Habit is Such a Fierce Competitor

By John Jantsch

no saleHave you ever made a sales call, presented what was an obvious advancement in terms of innovation, quality, efficiency and price, only to walk away without the sale?

If so there’s a good chance you’ve met the competitor known as habit. Habit, even a costly one, can stop a buyer from switching to your product more thoroughly than any competitor’s feature set or low ball price ever dared to.

When you encounter a prospect or market segment that’s unwilling to listen to logic you must be prepared to introduce a specific approach aimed at teaching them how to switch. In some cases the fear of change, unknown or known pain of switching, or overall risk raises the selling bar to the point where most give up. Implement the following and you might find a rich new market for your products and services.

Acknowledge the habit

The first step is to come to grips with the problem yourself. Stop trying to convince people why they should switch and start understanding what’s keeping them locked where they are. You can’t help them solve the problem if you don’t understand and acknowledge it yourself.

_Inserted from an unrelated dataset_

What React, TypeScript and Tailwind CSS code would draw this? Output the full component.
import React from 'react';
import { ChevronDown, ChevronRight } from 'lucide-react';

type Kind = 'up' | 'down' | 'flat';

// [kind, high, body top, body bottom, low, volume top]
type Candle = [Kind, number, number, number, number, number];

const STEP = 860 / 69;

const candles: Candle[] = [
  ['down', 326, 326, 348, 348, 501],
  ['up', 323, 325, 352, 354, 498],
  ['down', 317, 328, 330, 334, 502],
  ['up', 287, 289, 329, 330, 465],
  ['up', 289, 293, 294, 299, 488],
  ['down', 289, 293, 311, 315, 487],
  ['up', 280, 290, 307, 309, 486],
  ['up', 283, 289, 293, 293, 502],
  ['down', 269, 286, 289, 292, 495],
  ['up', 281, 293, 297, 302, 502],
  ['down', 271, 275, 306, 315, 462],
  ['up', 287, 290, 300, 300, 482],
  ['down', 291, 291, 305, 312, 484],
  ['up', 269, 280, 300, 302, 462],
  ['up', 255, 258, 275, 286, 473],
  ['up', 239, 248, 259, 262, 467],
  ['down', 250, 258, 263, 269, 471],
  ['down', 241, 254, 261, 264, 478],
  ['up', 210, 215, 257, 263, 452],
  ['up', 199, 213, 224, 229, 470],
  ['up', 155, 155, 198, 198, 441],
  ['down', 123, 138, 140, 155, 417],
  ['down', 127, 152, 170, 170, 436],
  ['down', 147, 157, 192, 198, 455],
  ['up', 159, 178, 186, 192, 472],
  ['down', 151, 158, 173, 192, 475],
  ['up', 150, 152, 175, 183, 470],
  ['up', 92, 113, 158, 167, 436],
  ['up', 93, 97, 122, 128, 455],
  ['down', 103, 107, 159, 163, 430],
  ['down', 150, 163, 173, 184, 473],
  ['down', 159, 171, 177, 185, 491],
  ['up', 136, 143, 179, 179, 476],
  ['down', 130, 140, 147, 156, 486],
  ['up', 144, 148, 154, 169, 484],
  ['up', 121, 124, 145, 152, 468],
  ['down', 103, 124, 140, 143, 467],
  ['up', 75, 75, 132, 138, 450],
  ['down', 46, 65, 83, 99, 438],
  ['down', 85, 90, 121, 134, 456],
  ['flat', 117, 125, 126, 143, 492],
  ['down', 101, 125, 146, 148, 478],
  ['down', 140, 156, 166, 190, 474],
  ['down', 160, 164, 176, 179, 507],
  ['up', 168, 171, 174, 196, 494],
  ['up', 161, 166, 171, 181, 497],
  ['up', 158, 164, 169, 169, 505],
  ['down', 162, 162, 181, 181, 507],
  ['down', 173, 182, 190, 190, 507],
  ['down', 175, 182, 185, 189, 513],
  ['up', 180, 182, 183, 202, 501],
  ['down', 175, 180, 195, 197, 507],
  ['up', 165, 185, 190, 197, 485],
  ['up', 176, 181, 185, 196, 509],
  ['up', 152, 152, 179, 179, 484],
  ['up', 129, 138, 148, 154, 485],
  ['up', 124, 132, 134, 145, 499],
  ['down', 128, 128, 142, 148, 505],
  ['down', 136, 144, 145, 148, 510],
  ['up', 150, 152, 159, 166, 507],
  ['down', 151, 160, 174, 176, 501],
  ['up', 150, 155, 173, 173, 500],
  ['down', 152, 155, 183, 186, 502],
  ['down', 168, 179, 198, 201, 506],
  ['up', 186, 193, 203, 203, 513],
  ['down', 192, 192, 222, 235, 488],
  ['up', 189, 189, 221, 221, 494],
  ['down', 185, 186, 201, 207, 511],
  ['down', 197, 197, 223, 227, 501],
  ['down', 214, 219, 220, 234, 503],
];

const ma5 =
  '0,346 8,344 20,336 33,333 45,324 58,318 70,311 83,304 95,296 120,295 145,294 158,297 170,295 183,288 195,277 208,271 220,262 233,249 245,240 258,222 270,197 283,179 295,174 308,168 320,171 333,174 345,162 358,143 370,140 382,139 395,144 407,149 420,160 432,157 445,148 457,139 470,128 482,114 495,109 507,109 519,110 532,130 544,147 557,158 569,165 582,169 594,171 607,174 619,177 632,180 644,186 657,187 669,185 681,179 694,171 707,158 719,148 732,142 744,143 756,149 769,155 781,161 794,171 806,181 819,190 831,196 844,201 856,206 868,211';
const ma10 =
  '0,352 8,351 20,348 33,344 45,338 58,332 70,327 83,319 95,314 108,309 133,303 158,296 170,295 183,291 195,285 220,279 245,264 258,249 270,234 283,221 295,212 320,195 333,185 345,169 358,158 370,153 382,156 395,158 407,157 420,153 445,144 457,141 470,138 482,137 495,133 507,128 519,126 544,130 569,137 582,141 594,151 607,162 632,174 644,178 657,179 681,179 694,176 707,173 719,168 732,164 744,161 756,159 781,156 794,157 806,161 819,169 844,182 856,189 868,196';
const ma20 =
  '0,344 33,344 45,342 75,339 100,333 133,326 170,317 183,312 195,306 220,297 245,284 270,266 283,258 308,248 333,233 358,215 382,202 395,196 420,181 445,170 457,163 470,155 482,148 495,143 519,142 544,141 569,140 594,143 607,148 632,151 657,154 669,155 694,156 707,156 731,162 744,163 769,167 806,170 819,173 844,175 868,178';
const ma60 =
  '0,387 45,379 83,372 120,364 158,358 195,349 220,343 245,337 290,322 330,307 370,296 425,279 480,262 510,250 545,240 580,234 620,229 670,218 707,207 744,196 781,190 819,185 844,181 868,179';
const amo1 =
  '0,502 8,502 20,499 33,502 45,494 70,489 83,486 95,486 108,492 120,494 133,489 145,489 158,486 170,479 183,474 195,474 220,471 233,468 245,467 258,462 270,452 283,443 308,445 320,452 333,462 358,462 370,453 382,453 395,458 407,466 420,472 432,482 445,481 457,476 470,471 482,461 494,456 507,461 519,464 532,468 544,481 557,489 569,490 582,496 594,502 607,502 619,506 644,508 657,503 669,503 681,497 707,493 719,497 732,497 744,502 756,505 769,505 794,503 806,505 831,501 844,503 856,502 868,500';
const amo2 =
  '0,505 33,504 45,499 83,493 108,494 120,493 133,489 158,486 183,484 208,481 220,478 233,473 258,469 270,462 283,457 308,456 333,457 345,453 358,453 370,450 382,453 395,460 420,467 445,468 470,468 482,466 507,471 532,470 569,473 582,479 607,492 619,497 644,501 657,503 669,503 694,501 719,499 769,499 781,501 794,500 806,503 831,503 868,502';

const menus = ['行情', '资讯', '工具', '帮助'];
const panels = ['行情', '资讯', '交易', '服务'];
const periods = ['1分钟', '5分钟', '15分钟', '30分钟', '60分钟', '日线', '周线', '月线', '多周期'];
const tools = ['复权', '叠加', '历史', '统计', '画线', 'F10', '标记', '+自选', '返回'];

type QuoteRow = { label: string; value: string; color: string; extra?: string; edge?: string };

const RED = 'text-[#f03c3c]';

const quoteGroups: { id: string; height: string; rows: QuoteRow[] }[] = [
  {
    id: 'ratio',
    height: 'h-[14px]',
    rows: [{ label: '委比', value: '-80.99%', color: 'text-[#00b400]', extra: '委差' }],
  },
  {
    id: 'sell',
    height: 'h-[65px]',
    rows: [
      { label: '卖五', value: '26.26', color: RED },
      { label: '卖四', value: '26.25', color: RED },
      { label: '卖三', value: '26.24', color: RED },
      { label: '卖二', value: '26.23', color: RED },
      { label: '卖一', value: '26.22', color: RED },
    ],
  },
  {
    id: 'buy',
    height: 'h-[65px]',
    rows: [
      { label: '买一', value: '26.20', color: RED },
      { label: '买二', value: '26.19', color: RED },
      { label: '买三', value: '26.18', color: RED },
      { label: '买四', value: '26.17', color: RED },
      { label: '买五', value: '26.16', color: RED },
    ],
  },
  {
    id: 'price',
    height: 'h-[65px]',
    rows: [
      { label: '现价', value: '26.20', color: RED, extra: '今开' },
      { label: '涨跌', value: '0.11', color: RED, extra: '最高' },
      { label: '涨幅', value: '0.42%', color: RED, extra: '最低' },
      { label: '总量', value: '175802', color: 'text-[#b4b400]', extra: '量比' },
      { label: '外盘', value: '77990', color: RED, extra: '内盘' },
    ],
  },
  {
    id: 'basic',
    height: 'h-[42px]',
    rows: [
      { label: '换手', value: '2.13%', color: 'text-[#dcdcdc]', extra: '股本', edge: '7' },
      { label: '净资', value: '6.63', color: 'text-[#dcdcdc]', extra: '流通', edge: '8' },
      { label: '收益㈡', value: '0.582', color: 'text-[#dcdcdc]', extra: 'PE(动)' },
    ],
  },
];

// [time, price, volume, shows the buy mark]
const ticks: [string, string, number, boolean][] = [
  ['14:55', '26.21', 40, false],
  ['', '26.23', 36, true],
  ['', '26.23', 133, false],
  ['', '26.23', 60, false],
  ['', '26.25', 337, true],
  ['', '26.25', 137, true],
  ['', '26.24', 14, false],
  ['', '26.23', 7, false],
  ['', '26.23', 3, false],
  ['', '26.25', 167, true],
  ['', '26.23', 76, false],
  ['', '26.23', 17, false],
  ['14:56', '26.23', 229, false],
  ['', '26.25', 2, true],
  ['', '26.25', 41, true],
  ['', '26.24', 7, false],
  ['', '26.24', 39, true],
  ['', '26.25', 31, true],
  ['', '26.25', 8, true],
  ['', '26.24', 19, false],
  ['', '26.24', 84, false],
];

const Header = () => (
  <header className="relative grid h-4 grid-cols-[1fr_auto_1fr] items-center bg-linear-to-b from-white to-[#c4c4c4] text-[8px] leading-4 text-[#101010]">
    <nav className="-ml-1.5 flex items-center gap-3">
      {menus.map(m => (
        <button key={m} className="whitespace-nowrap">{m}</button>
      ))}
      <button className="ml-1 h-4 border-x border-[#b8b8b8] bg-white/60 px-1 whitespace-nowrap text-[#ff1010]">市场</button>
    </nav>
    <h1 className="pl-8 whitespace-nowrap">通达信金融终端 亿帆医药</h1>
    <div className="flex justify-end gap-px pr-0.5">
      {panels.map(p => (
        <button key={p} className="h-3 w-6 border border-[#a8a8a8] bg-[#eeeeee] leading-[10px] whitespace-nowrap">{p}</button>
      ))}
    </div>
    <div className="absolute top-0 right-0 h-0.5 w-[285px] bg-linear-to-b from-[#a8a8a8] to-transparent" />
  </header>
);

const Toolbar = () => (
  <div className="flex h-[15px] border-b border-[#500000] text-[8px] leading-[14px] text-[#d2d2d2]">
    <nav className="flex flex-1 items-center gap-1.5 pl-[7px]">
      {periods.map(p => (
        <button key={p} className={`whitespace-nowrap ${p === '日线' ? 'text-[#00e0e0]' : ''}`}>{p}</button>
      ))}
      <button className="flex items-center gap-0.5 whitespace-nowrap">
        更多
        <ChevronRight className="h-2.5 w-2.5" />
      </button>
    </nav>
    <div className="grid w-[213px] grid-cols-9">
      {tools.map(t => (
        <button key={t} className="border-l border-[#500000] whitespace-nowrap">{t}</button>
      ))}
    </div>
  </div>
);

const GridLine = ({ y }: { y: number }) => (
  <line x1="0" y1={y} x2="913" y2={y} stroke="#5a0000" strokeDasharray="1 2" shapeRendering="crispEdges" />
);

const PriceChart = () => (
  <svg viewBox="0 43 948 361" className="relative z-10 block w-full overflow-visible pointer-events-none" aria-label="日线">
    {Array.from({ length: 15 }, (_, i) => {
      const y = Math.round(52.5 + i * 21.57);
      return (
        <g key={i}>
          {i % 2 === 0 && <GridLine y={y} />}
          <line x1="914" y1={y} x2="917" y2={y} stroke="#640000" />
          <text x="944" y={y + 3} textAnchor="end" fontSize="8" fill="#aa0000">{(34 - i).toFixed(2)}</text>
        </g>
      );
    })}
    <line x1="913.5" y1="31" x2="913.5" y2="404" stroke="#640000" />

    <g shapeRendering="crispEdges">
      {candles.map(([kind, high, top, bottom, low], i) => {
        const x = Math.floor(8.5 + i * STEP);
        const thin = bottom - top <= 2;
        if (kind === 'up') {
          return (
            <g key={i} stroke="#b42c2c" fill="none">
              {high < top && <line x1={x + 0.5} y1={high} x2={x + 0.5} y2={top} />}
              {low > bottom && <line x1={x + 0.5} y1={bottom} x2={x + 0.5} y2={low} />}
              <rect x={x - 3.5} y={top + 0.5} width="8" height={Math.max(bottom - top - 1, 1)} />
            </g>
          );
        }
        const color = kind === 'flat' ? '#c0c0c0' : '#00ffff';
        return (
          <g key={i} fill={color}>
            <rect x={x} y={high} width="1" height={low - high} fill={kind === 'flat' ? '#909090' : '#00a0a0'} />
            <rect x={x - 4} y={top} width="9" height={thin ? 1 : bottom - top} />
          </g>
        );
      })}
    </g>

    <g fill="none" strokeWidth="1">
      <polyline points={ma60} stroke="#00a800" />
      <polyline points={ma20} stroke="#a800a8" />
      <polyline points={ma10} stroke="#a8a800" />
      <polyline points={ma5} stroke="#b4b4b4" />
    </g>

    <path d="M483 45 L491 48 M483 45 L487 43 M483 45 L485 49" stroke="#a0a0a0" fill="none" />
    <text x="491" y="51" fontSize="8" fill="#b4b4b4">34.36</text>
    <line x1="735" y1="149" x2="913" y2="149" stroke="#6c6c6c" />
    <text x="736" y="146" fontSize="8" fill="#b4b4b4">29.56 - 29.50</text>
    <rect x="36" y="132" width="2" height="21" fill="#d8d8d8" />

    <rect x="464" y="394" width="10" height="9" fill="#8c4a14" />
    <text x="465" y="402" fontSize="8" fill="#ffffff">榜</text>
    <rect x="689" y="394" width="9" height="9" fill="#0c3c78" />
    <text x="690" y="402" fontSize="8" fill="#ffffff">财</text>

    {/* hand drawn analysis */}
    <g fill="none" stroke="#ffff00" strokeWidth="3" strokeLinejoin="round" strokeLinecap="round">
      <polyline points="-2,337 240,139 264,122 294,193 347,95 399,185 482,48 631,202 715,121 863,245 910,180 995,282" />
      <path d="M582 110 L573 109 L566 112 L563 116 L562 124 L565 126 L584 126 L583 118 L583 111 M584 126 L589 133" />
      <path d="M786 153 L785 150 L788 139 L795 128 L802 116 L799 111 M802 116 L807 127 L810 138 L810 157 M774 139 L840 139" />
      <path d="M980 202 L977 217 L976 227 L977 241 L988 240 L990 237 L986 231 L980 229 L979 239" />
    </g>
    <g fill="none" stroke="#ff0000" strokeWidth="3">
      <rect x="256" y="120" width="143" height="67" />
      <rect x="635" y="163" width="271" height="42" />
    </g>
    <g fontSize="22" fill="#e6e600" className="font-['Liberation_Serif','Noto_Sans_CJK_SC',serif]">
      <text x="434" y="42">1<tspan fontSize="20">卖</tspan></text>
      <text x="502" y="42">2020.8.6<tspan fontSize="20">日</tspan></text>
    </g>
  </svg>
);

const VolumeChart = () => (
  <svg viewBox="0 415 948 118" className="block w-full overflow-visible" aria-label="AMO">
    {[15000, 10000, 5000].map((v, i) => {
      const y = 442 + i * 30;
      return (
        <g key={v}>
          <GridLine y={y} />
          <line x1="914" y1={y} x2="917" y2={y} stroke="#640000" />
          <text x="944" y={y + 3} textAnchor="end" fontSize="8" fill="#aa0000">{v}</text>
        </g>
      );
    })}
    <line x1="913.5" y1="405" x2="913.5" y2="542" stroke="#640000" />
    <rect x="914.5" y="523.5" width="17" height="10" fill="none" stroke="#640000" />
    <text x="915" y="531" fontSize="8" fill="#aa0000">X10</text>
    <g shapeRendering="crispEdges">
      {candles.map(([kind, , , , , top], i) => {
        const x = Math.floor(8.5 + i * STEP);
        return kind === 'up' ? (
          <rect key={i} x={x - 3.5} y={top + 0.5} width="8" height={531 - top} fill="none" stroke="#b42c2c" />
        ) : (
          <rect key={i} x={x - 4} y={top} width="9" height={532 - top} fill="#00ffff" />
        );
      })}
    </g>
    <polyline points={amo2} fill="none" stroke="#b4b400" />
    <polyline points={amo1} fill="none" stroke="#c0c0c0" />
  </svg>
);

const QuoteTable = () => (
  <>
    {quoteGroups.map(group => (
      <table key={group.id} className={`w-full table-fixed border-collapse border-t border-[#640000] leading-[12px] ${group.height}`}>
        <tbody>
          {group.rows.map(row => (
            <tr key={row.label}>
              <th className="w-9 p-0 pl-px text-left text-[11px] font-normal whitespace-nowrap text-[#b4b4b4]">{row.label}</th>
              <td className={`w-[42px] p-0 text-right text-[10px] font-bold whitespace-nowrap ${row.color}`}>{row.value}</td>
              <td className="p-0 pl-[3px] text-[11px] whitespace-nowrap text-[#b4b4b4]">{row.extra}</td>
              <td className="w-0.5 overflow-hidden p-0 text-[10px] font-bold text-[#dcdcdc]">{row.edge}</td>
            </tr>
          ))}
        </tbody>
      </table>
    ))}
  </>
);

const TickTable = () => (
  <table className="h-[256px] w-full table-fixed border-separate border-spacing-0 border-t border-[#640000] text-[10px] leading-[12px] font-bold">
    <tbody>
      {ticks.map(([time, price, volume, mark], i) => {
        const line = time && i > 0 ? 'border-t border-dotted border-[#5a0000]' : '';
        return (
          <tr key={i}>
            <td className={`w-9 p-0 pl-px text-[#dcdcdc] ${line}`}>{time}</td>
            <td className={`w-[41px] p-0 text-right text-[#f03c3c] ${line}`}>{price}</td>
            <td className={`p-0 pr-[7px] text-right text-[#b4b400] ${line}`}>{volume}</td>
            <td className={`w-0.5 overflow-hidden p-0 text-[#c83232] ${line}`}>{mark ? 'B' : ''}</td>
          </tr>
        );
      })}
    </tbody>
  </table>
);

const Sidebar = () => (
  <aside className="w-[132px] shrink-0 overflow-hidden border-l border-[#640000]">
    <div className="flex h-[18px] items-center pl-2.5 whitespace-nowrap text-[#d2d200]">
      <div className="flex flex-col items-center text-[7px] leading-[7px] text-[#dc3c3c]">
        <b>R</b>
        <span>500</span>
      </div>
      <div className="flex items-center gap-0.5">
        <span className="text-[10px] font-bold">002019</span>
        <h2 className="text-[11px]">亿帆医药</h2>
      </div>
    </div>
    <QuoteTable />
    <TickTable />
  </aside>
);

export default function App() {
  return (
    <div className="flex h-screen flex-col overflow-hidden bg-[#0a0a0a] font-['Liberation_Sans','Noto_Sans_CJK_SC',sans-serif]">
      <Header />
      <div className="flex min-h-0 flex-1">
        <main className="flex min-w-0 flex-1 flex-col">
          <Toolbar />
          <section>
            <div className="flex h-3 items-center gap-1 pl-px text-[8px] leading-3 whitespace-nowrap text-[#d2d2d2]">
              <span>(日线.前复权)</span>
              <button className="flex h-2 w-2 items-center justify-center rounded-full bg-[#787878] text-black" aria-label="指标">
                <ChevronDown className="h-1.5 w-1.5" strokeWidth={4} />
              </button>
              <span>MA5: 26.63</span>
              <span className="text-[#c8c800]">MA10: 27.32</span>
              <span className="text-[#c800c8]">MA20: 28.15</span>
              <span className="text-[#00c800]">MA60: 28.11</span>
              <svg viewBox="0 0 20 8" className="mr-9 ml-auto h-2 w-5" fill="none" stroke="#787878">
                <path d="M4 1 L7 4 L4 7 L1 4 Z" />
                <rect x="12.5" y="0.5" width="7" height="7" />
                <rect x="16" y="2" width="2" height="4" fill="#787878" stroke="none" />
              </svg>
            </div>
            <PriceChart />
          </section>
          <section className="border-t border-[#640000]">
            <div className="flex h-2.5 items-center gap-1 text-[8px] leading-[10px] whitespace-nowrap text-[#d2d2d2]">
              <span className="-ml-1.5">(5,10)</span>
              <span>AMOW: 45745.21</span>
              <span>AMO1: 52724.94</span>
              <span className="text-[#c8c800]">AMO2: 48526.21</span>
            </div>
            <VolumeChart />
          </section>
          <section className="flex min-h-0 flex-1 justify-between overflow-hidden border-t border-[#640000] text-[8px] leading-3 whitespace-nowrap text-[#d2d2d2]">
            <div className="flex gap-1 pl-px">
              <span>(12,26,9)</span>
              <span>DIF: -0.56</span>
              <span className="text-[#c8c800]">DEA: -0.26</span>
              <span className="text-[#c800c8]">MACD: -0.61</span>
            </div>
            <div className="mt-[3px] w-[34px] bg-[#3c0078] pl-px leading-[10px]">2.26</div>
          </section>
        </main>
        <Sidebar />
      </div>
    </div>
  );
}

How much does that habit cost?

Once you understand what’s holding them back you can go to work on defining exactly how much their fear or indifference is costing them. When you can quantify just how much their behavior is costing them in dollars and cents you’ll stand are far greater chance of getting their attention. Look to your existing success stories and poll your existing client base to come up with hard and soft numbers that reflect the benefit of switching to your product or solution. When you can demonstrate that not switching is costing $9822 while switching only costs $3588, you’ll raise at least one eyebrow.

Build a case of what’s in it

Since your fighting the laws of physics here you’ve got to create even more force to overcome the inertia of a reluctant buyer. Focus on what’s in it for them. Talk to your customers and get a good feel for the 3-4 “real” (meaning not the stuff you put in your marketing brochure) benefits your customers experience. Don’t worry about how simple you think they are, if your customers are telling that’s why they really switched, believe it’s why others will as well. I switched credit cards one time because the company showed me how much more detailed their online statements were than anyone else. That’s why I switched – not because I could get a cheap plastic cooler for every $1000 I spent.

Easy to switch offer

Once you’ve helped them realize the real cost and built a benefit rich case, you’re almost there. You’ve also got to remove the final barrier known as “what if.” What if evaporates with an over the top guarantee to switch them back and pay for all disruption if . . .it goes away when your throw in all set-up, training and refining at no cost . . . it goes away when you implant your super responsive customer service rep in their business for 90 days . . . it goes away when you offer to get paid only after they experience the proposed savings. So, what’s your easy to switch offer.

Habit a darn fierce competitor, but one that won’t stand up to your habit busting strategy.